◆ **YOUR TASK**
Take each line containing "this" and report it exactly as written.
## START RECORDED INFORMATION
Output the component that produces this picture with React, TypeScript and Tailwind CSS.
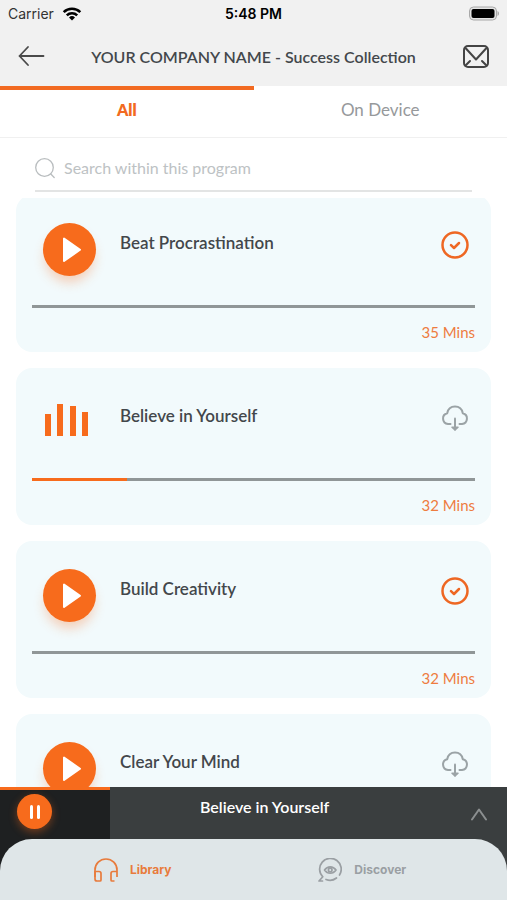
interface Track {
  id: number;
  title: string;
  minutes?: number;
  progress: number;
  downloaded: boolean;
  playing?: boolean;
}

const tracks: Track[] = [
  { id: 1, title: 'Beat Procrastination', minutes: 35, progress: 0, downloaded: true },
  { id: 2, title: 'Believe in Yourself', minutes: 32, progress: 21.5, downloaded: false, playing: true },
  { id: 3, title: 'Build Creativity', minutes: 32, progress: 0, downloaded: true },
  { id: 4, title: 'Clear Your Mind', progress: 0, downloaded: false },
];

export default function App() {
  return (
    <div className="flex h-screen flex-col overflow-hidden bg-white font-['Lato',sans-serif] text-[#43474b]">
      <header className="shrink-0 bg-[#f1f1f1]">
        <StatusBar />
        <TitleBar />
      </header>
      <Tabs />
      <SearchBox />
      <main className="min-h-0 flex-1 overflow-hidden px-4">
        <ul className="-mt-[3px] flex flex-col gap-4">
          {tracks.map((track) => (
            <TrackCard key={track.id} track={track} />
          ))}
        </ul>
      </main>
      <MiniPlayer title="Believe in Yourself" />
      <BottomNav />
    </div>
  );
}

function StatusBar() {
  return (
    <div className="grid h-7 grid-cols-3 items-center px-2 font-['Inter',sans-serif] text-sm text-black">
      <div className="flex items-center gap-2 text-[#333]">
        <span>Carrier</span>
        <svg className="h-4 w-5 text-black" viewBox="0 0 20 16" fill="none" stroke="currentColor" strokeWidth="2.6">
          <path d="M1.7 6.1a12 12 0 0 1 16.6 0" />
          <path d="M4.8 9.4a7.5 7.5 0 0 1 10.4 0" />
          <path d="M10 14.6 7 11.5a4.4 4.4 0 0 1 6 0z" fill="currentColor" stroke="none" />
        </svg>
      </div>
      <span className="text-center font-semibold">5:48 PM</span>
      <svg className="h-4 w-8 justify-self-end" viewBox="0 0 32 16">
        <rect x="2.5" y="1" width="27" height="13" rx="4" fill="#e4e4e4" stroke="#a8a8a8" />
        <rect x="4.5" y="3" width="23" height="9" rx="2" fill="#000" />
        <path d="M30.500 5c2 1 2 4 0 5z" fill="#a8a8a8" />
      </svg>
    </div>
  );
}

function TitleBar() {
  return (
    <div className="flex h-[58px] items-center justify-between px-4">
      <button aria-label="Back" className="w-8">
        <svg className="h-6 w-8" viewBox="0 0 32 24" fill="none" stroke="#4a4a4a" strokeWidth="1.8" strokeLinecap="round" strokeLinejoin="round">
          <path d="M27.5 11H3.5M12 2 3.5 11l8.5 9" />
        </svg>
      </button>
      <h1 className="text-base font-semibold">YOUR COMPANY NAME - Success Collection</h1>
      <button aria-label="Messages" className="flex w-8 justify-center">
        <svg className="h-6 w-7" viewBox="0 0 28 24" fill="none" stroke="#444" strokeWidth="2" strokeLinecap="round" strokeLinejoin="round">
          <rect x="3" y="1" width="24" height="21" rx="4" />
          <path d="m4.5 3 10.500 11.5L25.500 3M4.500 20.500l4.500-4.500M25.500 20.500l-4.500-4.500" />
        </svg>
      </button>
    </div>
  );
}

function Tabs() {
  return (
    <div role="tablist" className="grid h-[52px] shrink-0 grid-cols-2 border-b border-[#f0f0f0]">
      <button role="tab" aria-selected="true" className="border-t-4 border-[#f26a21] pb-2 text-base font-extrabold text-[#f26a21]">
        All
      </button>
      <button role="tab" aria-selected="false" className="border-t-4 border-transparent pb-2 text-[17px] text-[#96999b]">
        On Device
      </button>
    </div>
  );
}

function SearchBox() {
  return (
    <div className="shrink-0 px-[35px] pt-2 pb-1.5">
      <label className="flex h-[46px] items-center gap-2 border-b-2 border-[#e3e4e4]">
        <svg className="size-[21px] shrink-0" viewBox="0 0 21 21" fill="none" stroke="#b9bdbf" strokeWidth="1.3" strokeLinecap="round">
          <circle cx="9.5" cy="9.5" r="8.8" />
          <path d="m15.8 16 3.400 3.500" />
        </svg>
        <input
          type="text"
          aria-label="Search within this program"
          placeholder="Search within this program"
          className="min-w-0 flex-1 bg-transparent text-base outline-none placeholder:text-[#bdc2c4]"
        />
      </label>
    </div>
  );
}

function TrackCard({ track }: { track: Track }) {
  return (
    <li className="h-[157px] shrink-0 rounded-2xl bg-[#f2fafc] px-4">
      <div className="flex h-[110px] items-start pt-7">
        <div className="w-[88px] shrink-0 pl-[11px]">
          {track.playing ? <Equalizer /> : <PlayButton title={track.title} />}
        </div>
        <h2 className="flex-1 pt-2 text-[17px] leading-6 font-semibold">{track.title}</h2>
        <div className="pt-2 pr-1.5">
          {track.downloaded ? <DownloadedIcon /> : <DownloadButton title={track.title} />}
        </div>
      </div>
      <div className="h-[3px] bg-[#909697]">
        <div className="h-full bg-[#f76b1c]" style={{ width: `${track.progress}%` }} />
      </div>
      {track.minutes && (
        <p className="pt-3 text-right text-[15px] leading-6 text-[#ee7c3f]">{track.minutes} Mins</p>
      )}
    </li>
  );
}

function PlayButton({ title }: { title: string }) {
  return (
    <button
      aria-label={`Play ${title}`}
      className="flex size-[53px] items-center justify-center rounded-full bg-[#f76b1c] shadow-[0_8px_12px_-2px_rgba(247,107,28,0.3)]"
    >
      <svg className="size-[53px]" viewBox="0 0 53 53" fill="#fff" stroke="#fff" strokeWidth="2" strokeLinejoin="round">
        <path d="M21 15.500v22.500L37 26.800z" />
      </svg>
    </button>
  );
}

function Equalizer() {
  return (
    <svg className="h-[53px] w-[50px]" viewBox="0 0 50 53" fill="#f76b1c">
      <rect x="2" y="18" width="6" height="22" />
      <rect x="14" y="8" width="6" height="32" />
      <rect x="27" y="10" width="6" height="30" />
      <rect x="39" y="16" width="6" height="24" />
    </svg>
  );
}

function DownloadedIcon() {
  return (
    <svg className="size-7" viewBox="0 0 28 28" fill="none" stroke="#ee6723" strokeWidth="2.5" strokeLinecap="round" strokeLinejoin="round">
      <circle cx="14" cy="14" r="12.5" />
      <path d="m10 14.200 3 2.800 5-5" />
    </svg>
  );
}

function DownloadButton({ title }: { title: string }) {
  return (
    <button aria-label={`Download ${title}`} className="block">
      <svg className="size-7" viewBox="0 0 28 28" fill="none" stroke="#9ba3a6" strokeWidth="2" strokeLinecap="round" strokeLinejoin="round">
        <path d="M9.500 20H7a5.500 5.500 0 0 1-.8-10.800C7 5 10 2.500 14 2.500s7 2.500 7.800 6.700A5.500 5.500 0 0 1 21 20h-2.500" />
        <path d="M14 14.500v11" />
        <path d="M11 23.200h6L14 26z" fill="#9ba3a6" strokeWidth="1.5" />
      </svg>
    </button>
  );
}

function MiniPlayer({ title }: { title: string }) {
  return (
    <section aria-label="Now playing" className="flex h-[84px] shrink-0 bg-[#3a3e3f]">
      <div className="w-[110px] border-t-[3px] border-[#f76b1c] bg-[#1e2021] pt-1 pl-[17px]">
        <button
          aria-label="Pause"
          className="flex size-[35px] items-center justify-center gap-1 rounded-full bg-[#f76b1c] shadow-[0_3px_8px_rgba(247,107,28,0.4)]"
        >
          <span className="h-[14px] w-[3px] rounded-full bg-white" />
          <span className="h-[14px] w-[3px] rounded-full bg-white" />
        </button>
      </div>
      <div className="flex flex-1 items-start justify-between pr-4">
        <p className="pt-2 pl-[90px] text-base leading-6 font-semibold text-white">{title}</p>
        <button aria-label="Expand player" className="pt-5">
          <svg className="h-4 w-6" viewBox="0 0 24 16" fill="none" stroke="#8b8f90" strokeWidth="2" strokeLinecap="round" strokeLinejoin="round">
            <path d="m5 12.500 7-10 7 10" />
          </svg>
        </button>
      </div>
    </section>
  );
}

function BottomNav() {
  return (
    <nav className="relative -mt-8 grid h-[61px] shrink-0 grid-cols-2 rounded-t-[32px] bg-[#dfe6e8] font-['Inter',sans-serif] text-xs font-bold">
      <a href="#library" className="flex items-center justify-center gap-3 pl-3 text-[#e87b3c]">
        <svg className="size-6" viewBox="0 0 24 24" fill="none" stroke="currentColor" strokeWidth="1.7" strokeLinejoin="round">
          <path d="M1 19V12a11 11 0 0 1 22 0v7" />
          <path d="M1 13.500h4a2 2 0 0 1 2 2V22a1 1 0 0 1-1 1H3a2 2 0 0 1-2-2z" />
          <path d="M23 13.500h-4a2 2 0 0 0-2 2V22a1 1 0 0 0 1 1h2.500" />
        </svg>
        Library
      </a>
      <a href="#discover" className="flex items-center justify-center gap-3 pr-9 text-[#9a9fa3]">
        <svg className="size-6" viewBox="0 0 24 24" fill="none" stroke="currentColor" strokeWidth="1.7" strokeLinecap="round" strokeLinejoin="round">
          <path d="M4.500 23H1l3.800-4.200A10.800 10.800 0 1 1 21.500 17M8 21.500a10.800 10.800 0 0 0 10.500-1.500" />
          <path d="M6.500 12c3-4.300 8.500-4.300 11.500 0-3 4.300-8.500 4.300-11.500 0z" />
          <circle cx="12.200" cy="12" r="1.8" />
        </svg>
        Discover
      </a>
    </nav>
  );
}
## END RECORDED INFORMATION
◆ **EXERCISE RESULT**
Output the component that produces this picture with React, TypeScript and Tailwind CSS.
          aria-label="Search within this program"
          placeholder="Search within this program"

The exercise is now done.